The S&P 500 has surged 90 points, or 3.3%, over the last six sessions, and the indication from the futures market is that it is going to keep running when the opening bell rings.
Currently, the S&P futures are up nine points and are trading 0.4% above fair value. The Nasdaq 100 futures are up 28 points and the Dow Jones Industrial Average futures are up 91 points, leaving them 0.5% and 0.4%, respectively, above fair value.
There are several proximate causes for this bullish bias:
- A Bank of America/Merrill Lynch fund manager survey that indicates the allocation to equities is at its lowest since September 2016. This indication suggests many fund managers are missing/trailing this rally effort and will need to play catch up, providing another source of buying fuel to keep the rally going.

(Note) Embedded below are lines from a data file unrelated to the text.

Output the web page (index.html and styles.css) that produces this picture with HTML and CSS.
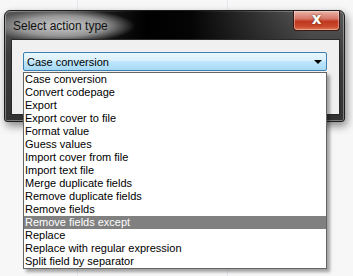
FILE: index.html
```html
<!DOCTYPE html>
<html lang="en">
<head>
<meta charset="UTF-8">
<meta name="viewport" content="width=device-width, initial-scale=1.0">
<title>Select action type</title>
<link rel="stylesheet" href="styles.css">
</head>
<body>
<div class="window">
    <div class="titlebar">
        <span class="title">Select action type</span>
        <button class="close">x</button>
    </div>
    <div class="client">
        <div class="combo">
            <div class="combo-box">
                <span>Case conversion</span>
                <span class="arrow"></span>
            </div>
            <!-- open dropdown list, lies over the window -->
            <ul class="list">
                <li>Case conversion</li>
                <li>Convert codepage</li>
                <li>Export</li>
                <li>Export cover to file</li>
                <li>Format value</li>
                <li>Guess values</li>
                <li>Import cover from file</li>
                <li>Import text file</li>
                <li>Merge duplicate fields</li>
                <li>Remove duplicate fields</li>
                <li>Remove fields</li>
                <li class="selected">Remove fields except</li>
                <li>Replace</li>
                <li>Replace with regular expression</li>
                <li>Split field by separator</li>
            </ul>
        </div>
    </div>
</div>
</body>
</html>
```

FILE: styles.css
```css
body {
    margin: 0;
    height: 276px;
    font-family: "Liberation Sans", Arial, sans-serif;
    background-color: #f7f7f7;
    background-image:
        linear-gradient(90deg, transparent 77px, #e4e8ee 77px, #e4e8ee 78px, transparent 78px),
        linear-gradient(90deg, transparent 227px, #e4e8ee 227px, #e4e8ee 228px, transparent 228px);
    overflow: hidden;
}

/* ---------- window frame ---------- */
.window {
    margin: 10px 0 0 4px;
    width: 339px;
    height: 110px;
    border: 1px solid #1e1e1e;
    border-radius: 6px 6px 3px 3px;
    background: linear-gradient(180deg, #5a5a5a 0%, #3c3c3c 40%, #333 100%);
    box-shadow: inset 0 0 0 1px rgba(255, 255, 255, .35), 2px 4px 8px rgba(0, 0, 0, .45);
}

.titlebar {
    display: flex;
    justify-content: space-between;
    height: 28px;
    padding-left: 8px;
    background:
        radial-gradient(ellipse 72px 17px at 58px 15px, rgba(205, 205, 205, 1), rgba(175, 175, 175, .8) 60%, rgba(0, 0, 0, 0) 100%),
        linear-gradient(90deg, rgba(0, 0, 0, 0) 0%, #000 42%, #050505 55%, rgba(0, 0, 0, 0) 90%);
    border-radius: 6px 6px 0 0;
}

.title {
    padding-top: 8px;
    font-size: 12px;
    color: #111;
}

.close {
    width: 47px;
    height: 20px;
    margin-right: 4px;
    padding: 0 0 3px;
    border: 1px solid #3a1a12;
    border-top: none;
    border-radius: 0 0 4px 4px;
    background: linear-gradient(180deg, #e9b4a6 0%, #d6786a 40%, #c0381f 55%, #c8472c 80%, #e07a52 100%);
    box-shadow: inset 0 0 0 1px rgba(255, 255, 255, .35);
    font-family: "DejaVu Sans", sans-serif;
    font-weight: bold;
    font-size: 15px;
    line-height: 15px;
    color: #fff;
    text-shadow: 0 0 2px #5a1a0a;
}

/* ---------- client area ---------- */
.client {
    margin: 0 4px 0 6px;
    padding: 12px 0 0 11px;
    box-sizing: border-box;
    height: 76px;
    background: #f0f0f0;
    border: 1px solid #2a2a2a;
}

.combo {
    position: relative;
    width: 304px;
}

.combo-box {
    display: flex;
    justify-content: space-between;
    align-items: center;
    height: 17px;
    padding: 0 4px 0 3px;
    border: 1px solid #3c7fb1;
    border-radius: 2px;
    background: linear-gradient(180deg, #eaf6fd 0%, #d9f0fc 45%, #bee6fd 50%, #a7d9f5 100%);
    font-size: 11px;
    color: #000;
}

.arrow {
    width: 0;
    height: 0;
    border-left: 4px solid transparent;
    border-right: 4px solid transparent;
    border-top: 4px solid #000;
}

/* ---------- dropdown list ---------- */
.list {
    position: absolute;
    left: 0;
    top: 20px;
    width: 302px;
    margin: 0;
    padding: 0;
    list-style: none;
    background: #fff;
    border: 1px solid #646464;
    box-shadow: 3px 3px 3px rgba(0, 0, 0, .35);
}

.list li {
    height: 13px;
    line-height: 13px;
    padding-left: 1px;
    font-size: 11px;
    color: #000;
    white-space: nowrap;
}

.list li.selected {
    background: #808080;
    color: #fff;
}
```
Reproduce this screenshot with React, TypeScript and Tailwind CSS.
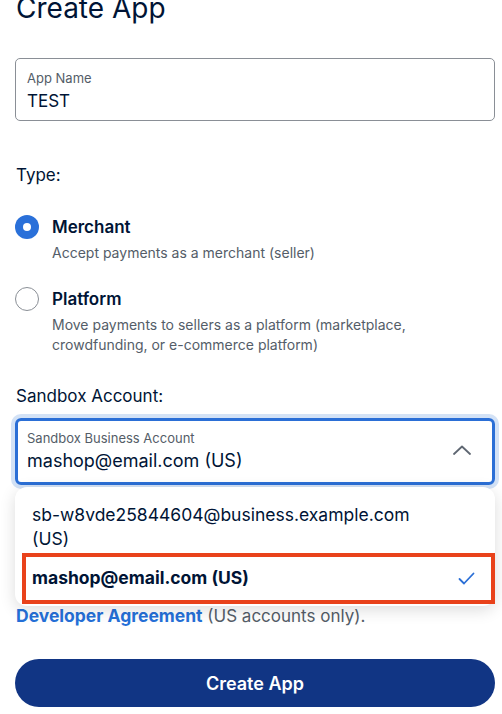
import React from "react";

export default function App() {
  return (
    <div className="relative w-[502px] h-[714px] overflow-hidden bg-white font-['Inter',sans-serif] text-[#001435]">
      <div className="pl-[15px] pr-[7px]">
        <h1 className="mt-[-9px] pl-[1px] text-[28px] leading-[34px] font-normal text-[#001435]">Create App</h1>

        <div className="mt-[33px] h-[63px] rounded-[5px] border border-[#8a8f96] px-[11px] pt-[11px]">
          <div className="text-[13px] leading-[16px] text-[#545d68]">App Name</div>
          <div className="mt-[4px] text-[17px] leading-[22px] text-[#001435]">TEST</div>
        </div>

        <div className="mt-[43px] pl-[1px] text-[17px] leading-[22px] text-[#001435]">Type:</div>

        <div className="mt-[38px] flex gap-[13px]">
          <div className="mt-[-9px] flex h-[24px] w-[24px] shrink-0 items-center justify-center rounded-full bg-[#2a70d9]">
            <div className="h-[8px] w-[8px] rounded-full bg-white" />
          </div>
          <div>
            <div className="mt-[-8px] text-[17px] leading-[22px] font-semibold">Merchant</div>
            <div className="mt-[5px] text-[14px] leading-[20px] text-[#545d68]">Accept payments as a merchant (seller)</div>
          </div>
        </div>

        <div className="mt-[33px] flex gap-[13px]">
          <div className="mt-[-9px] h-[24px] w-[24px] shrink-0 rounded-full border border-[#8a8f96] bg-white" />
          <div>
            <div className="mt-[-8px] text-[17px] leading-[22px] font-semibold">Platform</div>
            <div className="mt-[5px] text-[14px] leading-[20px] text-[#545d68]">
              Move payments to sellers as a platform (marketplace,
              <br />
              crowdfunding, or e-commerce platform)
            </div>
          </div>
        </div>

        <div className="mt-[30px] pl-[1px] text-[17px] leading-[22px] text-[#001435]">Sandbox Account:</div>

        <div className="mt-[11px] flex h-[67px] items-center rounded-[6px] border-[3px] border-[#2b6fd6] pl-[9px] pr-[21px] ring-4 ring-[#d3e2f6]">
          <div className="flex-1">
            <div className="text-[13px] leading-[16px] text-[#545d68]">Sandbox Business Account</div>
            <div className="mt-[3px] text-[18px] leading-[24px] text-[#001435]">mashop@email.com (US)</div>
          </div>
          <svg width="18" height="10" viewBox="0 0 18 10" fill="none" className="mt-[-4px]">
            <path d="M1 9L9 1.5L17 9" stroke="#5f6772" strokeWidth="1.8" strokeLinecap="round" strokeLinejoin="round" />
          </svg>
        </div>

        <div className="mt-[120px] pl-[1px] text-[17px] leading-[22px] text-[#545d68]">
          <span className="text-[17.5px] font-bold text-[#2570d8]">Developer Agreement</span> (US accounts only).
        </div>

        <button className="mt-[32px] flex h-[48px] w-full items-center justify-center rounded-full bg-[#113584] text-[18px] font-semibold text-white">
          Create App
        </button>
      </div>

      <div className="absolute left-[15px] top-[487px] w-[480px] rounded-[12px] bg-white pb-[2px] shadow-[0_4px_16px_rgba(0,0,0,0.14)]">
        <div className="px-[17px] pt-[16px] pb-[2px] text-[17.5px] leading-[24px] text-[#001435]">
          sb-w8vde25844604@business.example.com
          <br />
          (US)
        </div>
        <div className="ml-[7px] flex h-[51px] items-center justify-between border-[4px] border-[#e9421b] pl-[6px] pr-[16px]">
          <span className="text-[17.5px] font-bold text-[#001435]">mashop@email.com (US)</span>
          <svg width="17" height="13" viewBox="0 0 17 13" fill="none">
            <path d="M1.5 7L6 11.5L15.5 1.5" stroke="#2b6fd6" strokeWidth="1.8" strokeLinecap="round" strokeLinejoin="round" />
          </svg>
        </div>
      </div>
    </div>
  );
}
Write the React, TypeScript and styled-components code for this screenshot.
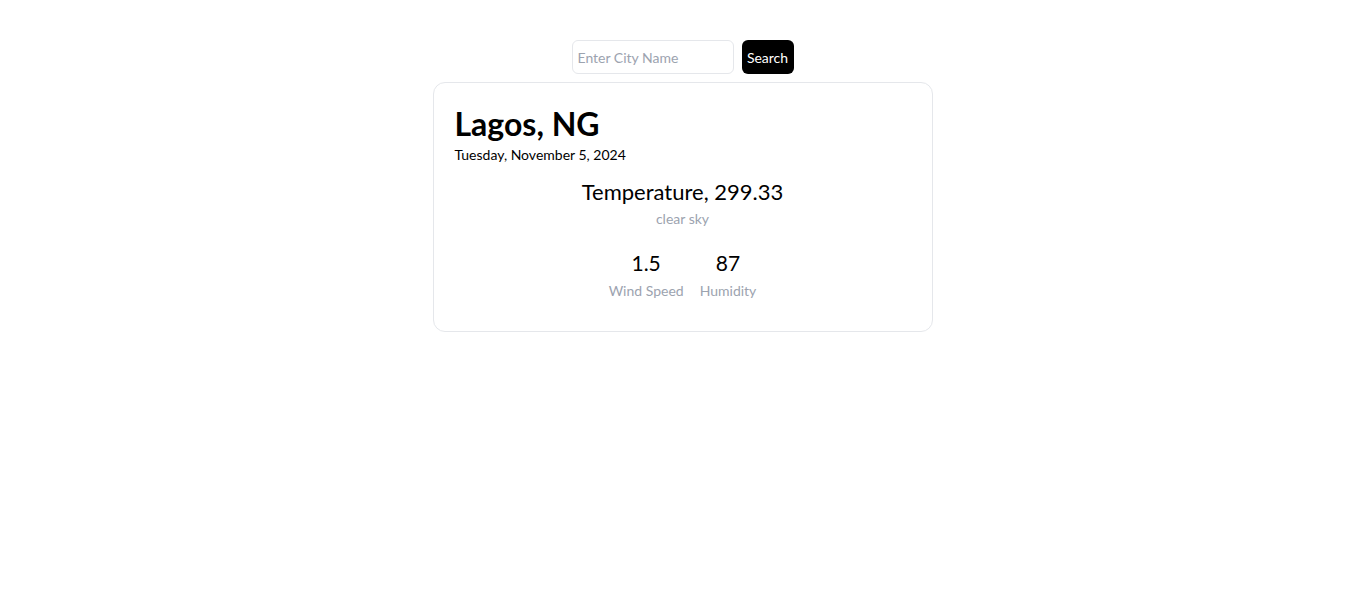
import React from "react";
import styled, { createGlobalStyle } from "styled-components";

const Global = createGlobalStyle`
  * { box-sizing: border-box; }
  body { margin: 0; background: #fff; font-family: "Lato", "Noto Sans", sans-serif; color: #000; }
`;

const Page = styled.main`
  display: flex;
  flex-direction: column;
  align-items: center;
  padding-top: 40px;
  padding-left: 3px;
  gap: 8px;
`;

const SearchRow = styled.form`
  display: flex;
  gap: 8px;
`;

const Input = styled.input`
  width: 162px;
  height: 34px;
  border: 1px solid #e5e7eb;
  border-radius: 6px;
  padding: 0 5px;
  font-family: inherit;
  font-size: 14px;
  outline: none;
  &::placeholder { color: #9ca3af; }
`;

const Button = styled.button`
  height: 34px;
  width: 52px;
  border: none;
  border-radius: 6px;
  background: #000;
  color: #fff;
  font-family: inherit;
  font-size: 14px;
  padding: 0;
`;

const Card = styled.section`
  width: 500px;
  height: 250px;
  border: 1px solid #e5e7eb;
  border-radius: 12px;
  padding: 20px 21px;
  display: flex;
  flex-direction: column;
`;

const City = styled.h1`
  margin: 0;
  font-size: 32px;
  font-weight: 700;
  line-height: 42px;
`;

const DateText = styled.p`
  margin: 0;
  font-size: 14px;
  line-height: 20px;
`;

const Center = styled.div`
  display: flex;
  flex-direction: column;
  align-items: center;
  margin-top: 12px;
`;

const Temp = styled.p`
  margin: 0;
  font-size: 22px;
  line-height: 30px;
`;

const Muted = styled.p<{ $offset?: number }>`
  margin: ${(p) => p.$offset ?? 0}px 0 0;
  font-size: 14px;
  line-height: 20px;
  color: #9ca3af;
`;

const Stats = styled.div`
  display: flex;
  gap: 16px;
  margin-top: 20px;
`;

const Stat = styled.div`
  display: flex;
  flex-direction: column;
  align-items: center;
  gap: 4px;
`;

const StatValue = styled.p`
  margin: 0;
  font-size: 21px;
  line-height: 28px;
`;

export default function App() {
  return (
    <>
      <Global />
      <Page>
        <SearchRow onSubmit={(e) => e.preventDefault()}>
          <Input placeholder="Enter City Name" />
          <Button type="submit">Search</Button>
        </SearchRow>
        <Card>
          <City>Lagos, NG</City>
          <DateText>Tuesday, November 5, 2024</DateText>
          <Center>
            <Temp>Temperature, 299.33</Temp>
            <Muted $offset={2}>clear sky</Muted>
            <Stats>
              <Stat>
                <StatValue>1.5</StatValue>
                <Muted>Wind Speed</Muted>
              </Stat>
              <Stat>
                <StatValue>87</StatValue>
                <Muted>Humidity</Muted>
              </Stat>
            </Stats>
          </Center>
        </Card>
      </Page>
    </>
  );
}
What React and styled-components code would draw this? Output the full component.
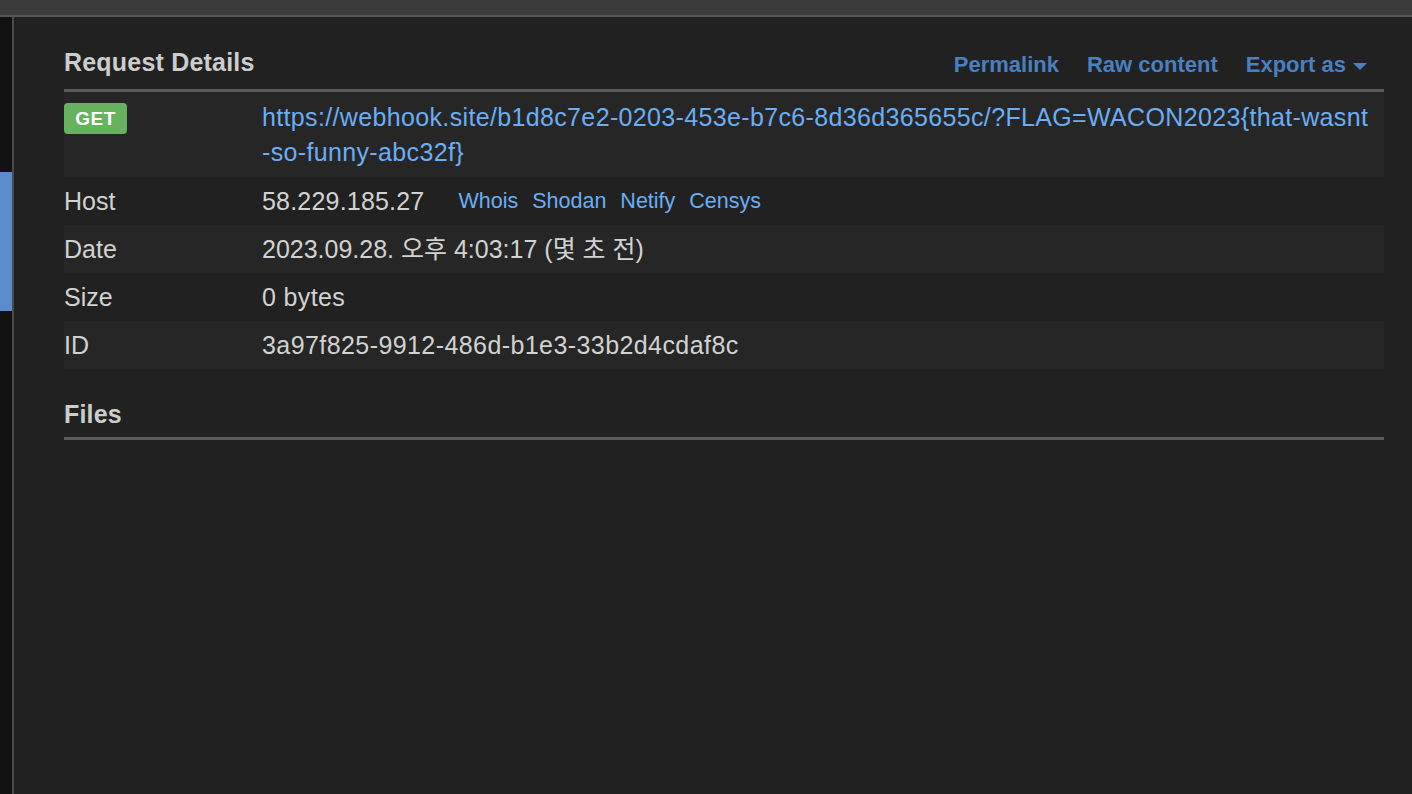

- Better than expected employment data out of the UK and a better than expected survey of economic sentiment out of Germany, which have helped stoke the narrative that the global economy is bottoming (or has bottomed).
- Technical buying momentum following the breakout of the S&P 500 above its November closing high.
- An expectation that major central bank policy announcements this week (FOMC on Wednesday and Bank of England on Thursday) will reinforce the view that major central banks aren't in any hurry to raise policy rates.
- A fear of missing out on further gains.
The corporate news flow isn't much of a factor as a broad market mover this morning.
There are some isolated stories of interest, like cannabis producer Tilray (TLRY) trading higher after its earnings report, shoe retailer DSW (DSW) trading lower after its earnings report, car maker Tesla (TSLA) fading on a regulator's allegation in court that Elon Musk never sought pre-approval for any of his tweets, and Boeing's (BA) stock remaining grounded after Canada said it will be investigating its 737 MAX approval process.
Overall, though, the broader market is moving on its own volition, which still favors a positive bias grounded in policy support.